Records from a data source
⁂
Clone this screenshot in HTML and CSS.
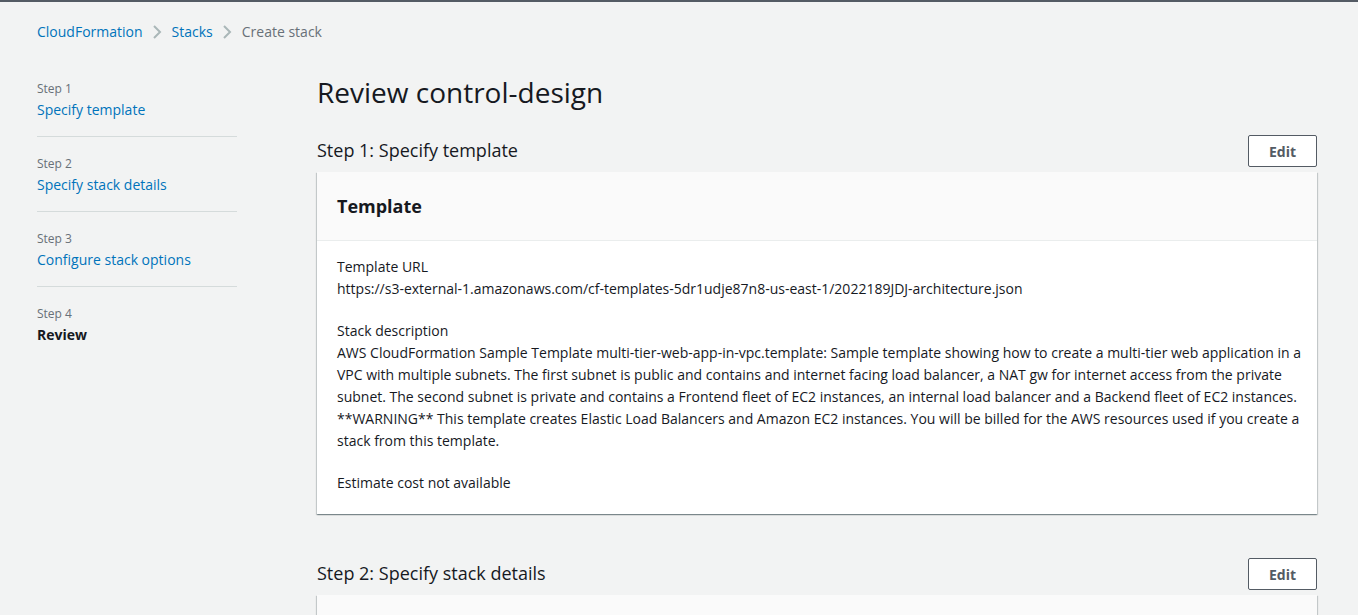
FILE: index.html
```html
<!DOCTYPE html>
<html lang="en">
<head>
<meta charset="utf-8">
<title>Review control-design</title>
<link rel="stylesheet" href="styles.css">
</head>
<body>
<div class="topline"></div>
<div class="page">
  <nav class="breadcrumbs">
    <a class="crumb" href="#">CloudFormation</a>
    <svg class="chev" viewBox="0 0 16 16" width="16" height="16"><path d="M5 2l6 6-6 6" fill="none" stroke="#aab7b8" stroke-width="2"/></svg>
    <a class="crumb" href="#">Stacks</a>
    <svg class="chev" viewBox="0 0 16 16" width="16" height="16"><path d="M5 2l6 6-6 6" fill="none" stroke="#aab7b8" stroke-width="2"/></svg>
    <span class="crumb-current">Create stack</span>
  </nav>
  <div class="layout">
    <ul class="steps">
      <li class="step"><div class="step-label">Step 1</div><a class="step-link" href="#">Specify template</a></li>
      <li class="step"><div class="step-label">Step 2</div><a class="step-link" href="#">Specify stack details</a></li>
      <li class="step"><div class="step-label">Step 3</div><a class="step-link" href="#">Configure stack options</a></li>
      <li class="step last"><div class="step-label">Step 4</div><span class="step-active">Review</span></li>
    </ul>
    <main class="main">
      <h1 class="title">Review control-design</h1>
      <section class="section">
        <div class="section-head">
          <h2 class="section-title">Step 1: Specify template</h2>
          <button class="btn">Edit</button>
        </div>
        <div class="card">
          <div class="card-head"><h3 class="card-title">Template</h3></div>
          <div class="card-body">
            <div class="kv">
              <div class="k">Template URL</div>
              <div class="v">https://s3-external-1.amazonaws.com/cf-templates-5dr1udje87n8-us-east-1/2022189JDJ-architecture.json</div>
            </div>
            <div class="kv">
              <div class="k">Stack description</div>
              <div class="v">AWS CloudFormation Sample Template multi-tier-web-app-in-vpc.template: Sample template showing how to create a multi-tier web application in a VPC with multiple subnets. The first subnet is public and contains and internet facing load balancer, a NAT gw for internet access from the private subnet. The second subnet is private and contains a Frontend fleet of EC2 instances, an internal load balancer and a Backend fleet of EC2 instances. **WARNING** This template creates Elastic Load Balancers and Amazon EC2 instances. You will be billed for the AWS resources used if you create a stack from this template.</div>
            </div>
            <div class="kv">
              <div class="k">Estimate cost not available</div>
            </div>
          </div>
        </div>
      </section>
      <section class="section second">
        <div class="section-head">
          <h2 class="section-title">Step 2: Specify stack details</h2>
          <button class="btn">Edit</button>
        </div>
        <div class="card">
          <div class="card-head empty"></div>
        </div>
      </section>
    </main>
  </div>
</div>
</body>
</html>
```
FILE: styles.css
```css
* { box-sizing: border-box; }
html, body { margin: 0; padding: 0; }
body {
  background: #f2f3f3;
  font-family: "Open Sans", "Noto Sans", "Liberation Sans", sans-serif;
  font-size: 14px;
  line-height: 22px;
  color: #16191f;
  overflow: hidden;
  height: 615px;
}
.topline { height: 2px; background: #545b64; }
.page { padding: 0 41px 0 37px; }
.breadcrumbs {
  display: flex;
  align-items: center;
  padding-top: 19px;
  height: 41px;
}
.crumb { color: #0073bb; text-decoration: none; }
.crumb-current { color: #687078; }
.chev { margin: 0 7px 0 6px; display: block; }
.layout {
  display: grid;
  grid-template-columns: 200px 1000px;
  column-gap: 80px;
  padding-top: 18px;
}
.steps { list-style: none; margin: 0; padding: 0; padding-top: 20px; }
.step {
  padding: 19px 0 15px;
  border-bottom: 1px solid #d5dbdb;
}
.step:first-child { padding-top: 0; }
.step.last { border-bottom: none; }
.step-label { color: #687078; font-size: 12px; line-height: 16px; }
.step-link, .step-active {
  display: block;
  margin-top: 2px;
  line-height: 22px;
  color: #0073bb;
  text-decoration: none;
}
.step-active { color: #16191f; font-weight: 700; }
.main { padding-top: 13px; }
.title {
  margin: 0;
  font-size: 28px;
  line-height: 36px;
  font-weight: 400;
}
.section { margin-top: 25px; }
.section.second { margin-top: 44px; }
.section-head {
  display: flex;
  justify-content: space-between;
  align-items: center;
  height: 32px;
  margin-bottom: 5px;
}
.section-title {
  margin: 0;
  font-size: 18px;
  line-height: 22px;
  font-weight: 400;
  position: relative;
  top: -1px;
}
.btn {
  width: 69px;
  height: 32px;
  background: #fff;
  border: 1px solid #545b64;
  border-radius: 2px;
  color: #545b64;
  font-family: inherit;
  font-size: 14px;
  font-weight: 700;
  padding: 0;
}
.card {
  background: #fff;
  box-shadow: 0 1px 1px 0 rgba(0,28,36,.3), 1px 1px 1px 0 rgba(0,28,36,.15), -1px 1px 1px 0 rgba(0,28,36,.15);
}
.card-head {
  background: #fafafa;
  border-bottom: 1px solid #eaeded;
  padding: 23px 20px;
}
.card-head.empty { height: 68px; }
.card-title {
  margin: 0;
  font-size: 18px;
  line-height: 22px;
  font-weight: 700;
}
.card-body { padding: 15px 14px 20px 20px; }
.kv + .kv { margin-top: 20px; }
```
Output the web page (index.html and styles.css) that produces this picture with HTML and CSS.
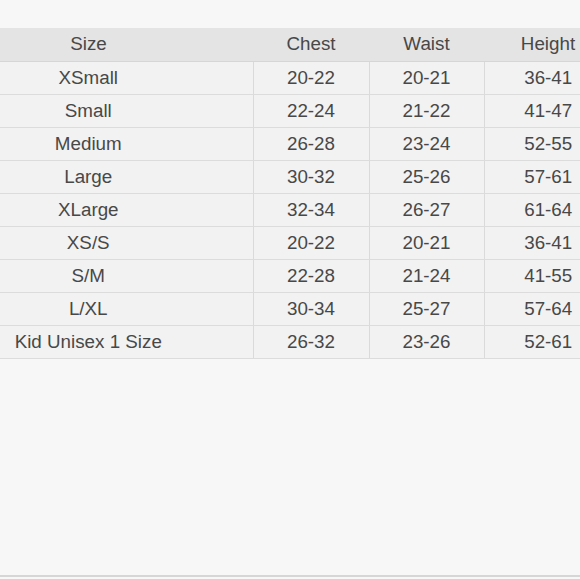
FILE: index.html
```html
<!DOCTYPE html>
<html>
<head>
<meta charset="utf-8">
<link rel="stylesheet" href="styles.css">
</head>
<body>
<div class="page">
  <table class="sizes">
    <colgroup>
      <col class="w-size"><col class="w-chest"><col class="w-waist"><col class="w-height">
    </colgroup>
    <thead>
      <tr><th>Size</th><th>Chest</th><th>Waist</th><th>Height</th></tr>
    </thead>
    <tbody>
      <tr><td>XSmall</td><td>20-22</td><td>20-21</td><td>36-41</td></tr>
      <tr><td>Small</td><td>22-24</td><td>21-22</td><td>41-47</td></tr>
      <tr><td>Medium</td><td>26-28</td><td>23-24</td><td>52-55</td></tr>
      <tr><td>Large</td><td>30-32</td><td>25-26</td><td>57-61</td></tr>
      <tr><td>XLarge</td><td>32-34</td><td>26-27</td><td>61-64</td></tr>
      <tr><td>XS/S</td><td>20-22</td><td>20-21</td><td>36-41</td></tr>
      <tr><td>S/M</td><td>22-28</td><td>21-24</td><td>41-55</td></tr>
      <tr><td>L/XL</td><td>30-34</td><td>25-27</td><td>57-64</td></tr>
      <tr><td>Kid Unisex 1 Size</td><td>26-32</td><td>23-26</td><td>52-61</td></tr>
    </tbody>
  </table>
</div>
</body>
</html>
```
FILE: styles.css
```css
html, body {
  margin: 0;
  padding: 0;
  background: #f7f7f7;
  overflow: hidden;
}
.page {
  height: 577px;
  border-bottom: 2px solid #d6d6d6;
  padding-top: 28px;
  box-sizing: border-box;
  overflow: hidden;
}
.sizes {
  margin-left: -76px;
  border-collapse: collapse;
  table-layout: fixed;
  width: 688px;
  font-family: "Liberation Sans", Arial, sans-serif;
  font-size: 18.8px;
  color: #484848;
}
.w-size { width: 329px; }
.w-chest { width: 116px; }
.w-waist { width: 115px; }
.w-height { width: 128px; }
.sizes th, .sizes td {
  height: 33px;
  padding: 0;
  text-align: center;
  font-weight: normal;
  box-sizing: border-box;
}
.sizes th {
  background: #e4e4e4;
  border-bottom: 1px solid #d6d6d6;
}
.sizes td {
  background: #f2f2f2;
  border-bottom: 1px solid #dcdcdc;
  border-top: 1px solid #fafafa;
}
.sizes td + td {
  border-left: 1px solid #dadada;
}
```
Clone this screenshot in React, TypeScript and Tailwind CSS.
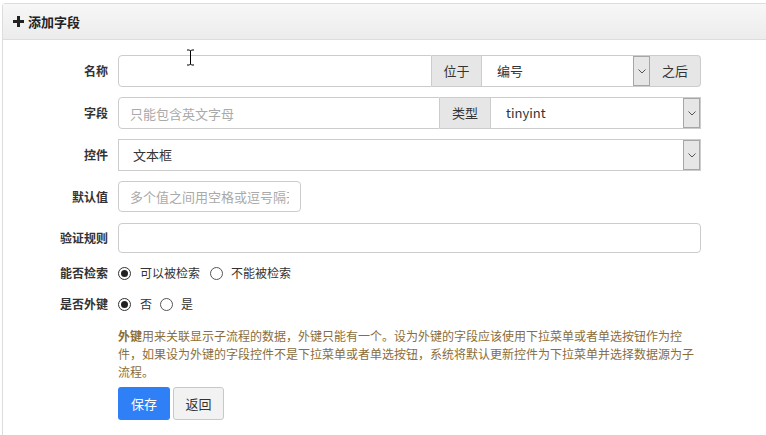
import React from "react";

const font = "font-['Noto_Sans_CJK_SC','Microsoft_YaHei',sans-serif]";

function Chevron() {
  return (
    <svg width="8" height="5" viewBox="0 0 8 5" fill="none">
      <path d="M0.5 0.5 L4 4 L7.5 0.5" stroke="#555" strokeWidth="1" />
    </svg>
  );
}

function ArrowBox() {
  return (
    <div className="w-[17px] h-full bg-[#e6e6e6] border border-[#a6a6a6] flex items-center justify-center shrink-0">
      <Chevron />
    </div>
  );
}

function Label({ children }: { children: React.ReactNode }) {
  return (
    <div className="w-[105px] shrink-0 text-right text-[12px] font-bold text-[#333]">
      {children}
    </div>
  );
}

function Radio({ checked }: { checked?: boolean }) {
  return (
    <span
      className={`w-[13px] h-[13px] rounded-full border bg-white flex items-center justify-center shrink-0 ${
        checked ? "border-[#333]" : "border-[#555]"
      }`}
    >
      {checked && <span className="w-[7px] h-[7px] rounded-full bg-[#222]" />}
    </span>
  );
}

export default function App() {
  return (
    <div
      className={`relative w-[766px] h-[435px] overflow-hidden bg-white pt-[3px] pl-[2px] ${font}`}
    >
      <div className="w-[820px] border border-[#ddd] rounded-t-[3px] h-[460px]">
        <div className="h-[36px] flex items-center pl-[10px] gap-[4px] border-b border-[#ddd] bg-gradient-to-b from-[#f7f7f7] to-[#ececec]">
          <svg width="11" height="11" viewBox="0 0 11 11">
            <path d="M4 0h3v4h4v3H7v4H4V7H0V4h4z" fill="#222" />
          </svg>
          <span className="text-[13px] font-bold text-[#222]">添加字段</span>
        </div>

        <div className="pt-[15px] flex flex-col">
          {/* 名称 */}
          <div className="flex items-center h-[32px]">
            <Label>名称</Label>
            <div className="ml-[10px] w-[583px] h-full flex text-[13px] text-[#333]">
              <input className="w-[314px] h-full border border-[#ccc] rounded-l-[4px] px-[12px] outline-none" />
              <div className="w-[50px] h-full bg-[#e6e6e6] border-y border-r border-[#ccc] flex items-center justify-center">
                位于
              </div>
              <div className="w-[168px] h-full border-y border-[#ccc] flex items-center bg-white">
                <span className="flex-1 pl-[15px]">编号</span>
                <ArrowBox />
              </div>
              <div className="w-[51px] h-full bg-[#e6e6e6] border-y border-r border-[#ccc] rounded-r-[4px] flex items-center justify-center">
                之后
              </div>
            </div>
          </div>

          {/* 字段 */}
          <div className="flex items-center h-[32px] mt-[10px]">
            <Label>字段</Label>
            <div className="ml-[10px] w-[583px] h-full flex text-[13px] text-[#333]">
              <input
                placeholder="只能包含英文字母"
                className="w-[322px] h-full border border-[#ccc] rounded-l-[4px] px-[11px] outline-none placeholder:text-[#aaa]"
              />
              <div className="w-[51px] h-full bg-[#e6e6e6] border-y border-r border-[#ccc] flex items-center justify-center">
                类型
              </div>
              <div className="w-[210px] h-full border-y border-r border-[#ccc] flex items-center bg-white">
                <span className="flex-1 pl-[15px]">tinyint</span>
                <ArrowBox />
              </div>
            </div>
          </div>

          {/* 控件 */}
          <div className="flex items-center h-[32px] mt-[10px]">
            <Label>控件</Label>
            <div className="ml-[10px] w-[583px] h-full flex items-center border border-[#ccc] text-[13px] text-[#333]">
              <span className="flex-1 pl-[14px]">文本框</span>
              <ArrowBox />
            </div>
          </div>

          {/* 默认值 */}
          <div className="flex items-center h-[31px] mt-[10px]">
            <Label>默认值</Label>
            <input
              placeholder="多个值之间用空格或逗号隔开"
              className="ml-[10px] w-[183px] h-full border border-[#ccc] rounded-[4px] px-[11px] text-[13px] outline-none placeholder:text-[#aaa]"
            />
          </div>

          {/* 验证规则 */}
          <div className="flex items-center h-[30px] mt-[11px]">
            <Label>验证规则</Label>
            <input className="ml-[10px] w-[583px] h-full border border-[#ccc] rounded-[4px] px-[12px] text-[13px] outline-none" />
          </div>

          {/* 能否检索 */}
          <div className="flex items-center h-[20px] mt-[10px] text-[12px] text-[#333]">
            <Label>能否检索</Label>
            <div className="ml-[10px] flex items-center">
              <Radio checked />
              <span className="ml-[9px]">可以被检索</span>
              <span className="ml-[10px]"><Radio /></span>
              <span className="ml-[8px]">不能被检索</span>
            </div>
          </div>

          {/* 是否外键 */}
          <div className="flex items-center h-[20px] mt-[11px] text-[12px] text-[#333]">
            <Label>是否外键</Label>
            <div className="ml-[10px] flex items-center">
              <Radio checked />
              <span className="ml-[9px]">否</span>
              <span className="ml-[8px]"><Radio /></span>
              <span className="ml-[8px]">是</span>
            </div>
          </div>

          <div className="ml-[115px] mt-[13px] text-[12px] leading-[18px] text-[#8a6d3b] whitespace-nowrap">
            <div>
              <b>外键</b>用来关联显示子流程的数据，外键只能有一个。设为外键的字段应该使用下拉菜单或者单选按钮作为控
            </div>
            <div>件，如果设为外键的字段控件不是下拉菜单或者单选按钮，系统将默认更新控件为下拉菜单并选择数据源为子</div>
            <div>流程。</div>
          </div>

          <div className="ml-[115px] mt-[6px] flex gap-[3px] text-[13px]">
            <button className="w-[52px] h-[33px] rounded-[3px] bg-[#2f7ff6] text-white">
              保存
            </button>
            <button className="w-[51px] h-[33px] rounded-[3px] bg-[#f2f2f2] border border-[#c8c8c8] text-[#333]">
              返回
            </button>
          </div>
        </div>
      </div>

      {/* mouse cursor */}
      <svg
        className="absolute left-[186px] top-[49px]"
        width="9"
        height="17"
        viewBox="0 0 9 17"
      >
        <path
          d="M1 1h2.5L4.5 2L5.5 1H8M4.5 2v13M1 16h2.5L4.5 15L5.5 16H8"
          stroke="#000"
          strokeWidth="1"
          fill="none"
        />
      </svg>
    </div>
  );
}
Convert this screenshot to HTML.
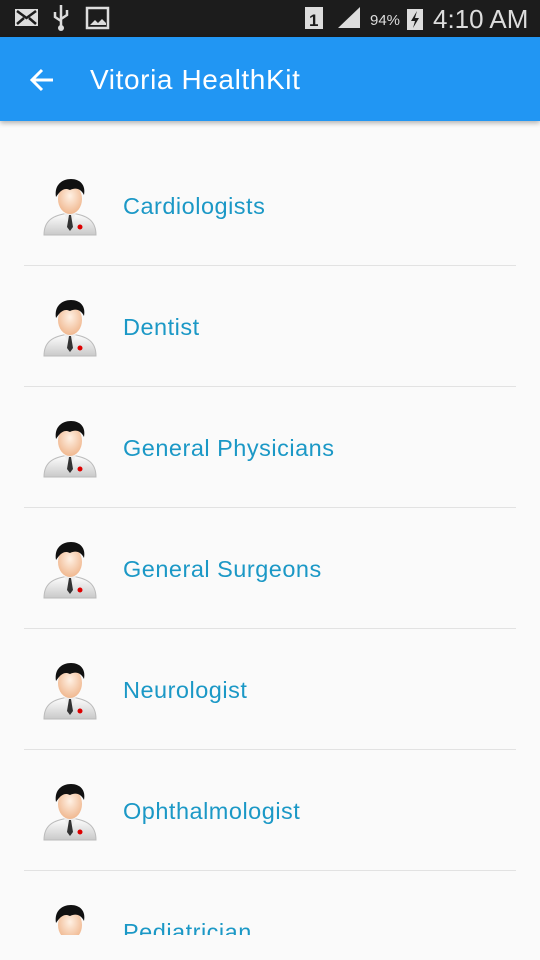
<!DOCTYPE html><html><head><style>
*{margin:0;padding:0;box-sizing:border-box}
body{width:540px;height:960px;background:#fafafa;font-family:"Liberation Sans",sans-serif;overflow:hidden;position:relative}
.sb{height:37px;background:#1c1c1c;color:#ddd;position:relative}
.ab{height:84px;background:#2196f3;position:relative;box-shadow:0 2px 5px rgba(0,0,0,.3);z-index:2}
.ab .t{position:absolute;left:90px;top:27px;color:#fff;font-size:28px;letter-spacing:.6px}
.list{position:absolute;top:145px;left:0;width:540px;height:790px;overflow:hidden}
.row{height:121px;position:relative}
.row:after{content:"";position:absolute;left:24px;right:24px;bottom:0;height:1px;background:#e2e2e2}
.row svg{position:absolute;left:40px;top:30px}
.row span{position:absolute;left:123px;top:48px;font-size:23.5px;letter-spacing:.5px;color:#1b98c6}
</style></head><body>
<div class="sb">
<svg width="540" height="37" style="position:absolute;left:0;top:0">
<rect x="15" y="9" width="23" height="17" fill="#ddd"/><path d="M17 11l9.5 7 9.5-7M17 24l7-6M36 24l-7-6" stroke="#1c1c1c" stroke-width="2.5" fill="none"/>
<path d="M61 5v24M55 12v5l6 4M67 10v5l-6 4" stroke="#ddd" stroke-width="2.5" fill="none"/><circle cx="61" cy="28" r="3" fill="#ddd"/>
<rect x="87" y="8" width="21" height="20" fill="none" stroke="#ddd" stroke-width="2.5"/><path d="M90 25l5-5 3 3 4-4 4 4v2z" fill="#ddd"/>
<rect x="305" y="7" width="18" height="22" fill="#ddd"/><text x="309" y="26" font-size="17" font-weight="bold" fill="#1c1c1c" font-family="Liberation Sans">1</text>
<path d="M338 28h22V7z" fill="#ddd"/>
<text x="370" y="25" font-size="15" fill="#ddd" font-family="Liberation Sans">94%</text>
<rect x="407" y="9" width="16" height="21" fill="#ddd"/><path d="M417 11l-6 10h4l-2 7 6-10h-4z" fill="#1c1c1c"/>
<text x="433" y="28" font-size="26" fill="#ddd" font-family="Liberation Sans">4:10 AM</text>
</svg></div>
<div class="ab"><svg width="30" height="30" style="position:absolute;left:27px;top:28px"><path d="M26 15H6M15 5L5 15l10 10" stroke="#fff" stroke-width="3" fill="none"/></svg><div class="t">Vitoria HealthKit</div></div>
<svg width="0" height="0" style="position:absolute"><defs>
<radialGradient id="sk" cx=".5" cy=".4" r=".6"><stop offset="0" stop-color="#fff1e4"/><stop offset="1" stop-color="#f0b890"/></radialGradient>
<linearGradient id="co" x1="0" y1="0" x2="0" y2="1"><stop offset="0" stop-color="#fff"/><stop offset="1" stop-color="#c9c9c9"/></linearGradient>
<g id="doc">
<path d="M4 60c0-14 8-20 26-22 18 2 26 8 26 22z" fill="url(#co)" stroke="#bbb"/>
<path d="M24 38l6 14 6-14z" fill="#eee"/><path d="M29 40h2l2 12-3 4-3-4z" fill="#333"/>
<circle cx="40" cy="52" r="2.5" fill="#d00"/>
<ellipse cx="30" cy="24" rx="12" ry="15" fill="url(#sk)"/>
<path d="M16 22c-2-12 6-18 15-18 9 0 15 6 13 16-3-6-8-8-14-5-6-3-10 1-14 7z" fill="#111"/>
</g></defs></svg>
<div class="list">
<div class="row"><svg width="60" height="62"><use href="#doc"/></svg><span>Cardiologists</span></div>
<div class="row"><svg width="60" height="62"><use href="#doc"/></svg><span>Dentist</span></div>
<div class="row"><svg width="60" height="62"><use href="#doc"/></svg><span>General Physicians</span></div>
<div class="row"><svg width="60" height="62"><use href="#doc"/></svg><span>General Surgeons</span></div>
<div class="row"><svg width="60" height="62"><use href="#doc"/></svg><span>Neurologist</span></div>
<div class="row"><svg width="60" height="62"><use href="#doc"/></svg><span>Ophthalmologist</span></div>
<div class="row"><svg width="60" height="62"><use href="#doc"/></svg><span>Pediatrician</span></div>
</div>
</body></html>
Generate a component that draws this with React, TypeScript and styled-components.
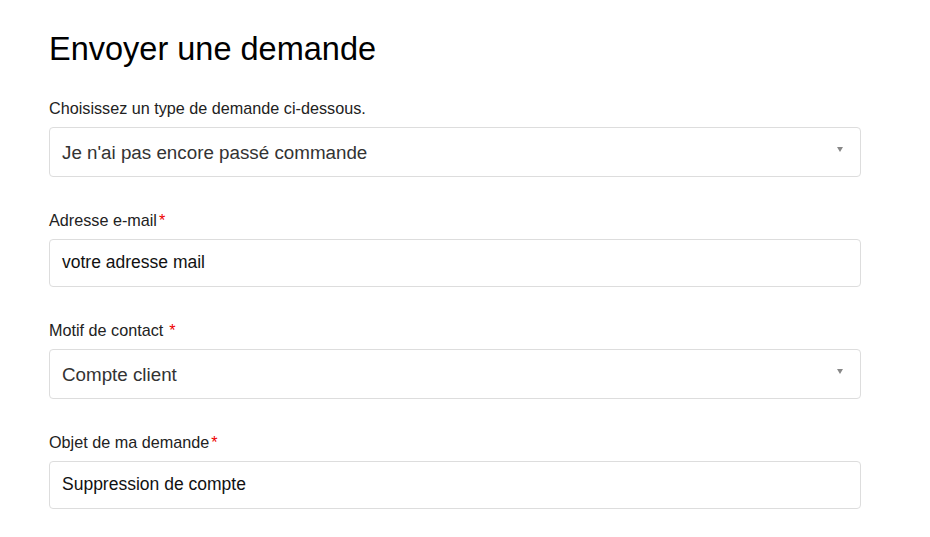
⁂
WHAT YOU NEED TO DO
Copy every line from the entries that contains the word "TypeScript".

COMPLETED TASK
Clone this screenshot in React, TypeScript and Tailwind CSS.
Generate a component that draws this with React, TypeScript and styled-components.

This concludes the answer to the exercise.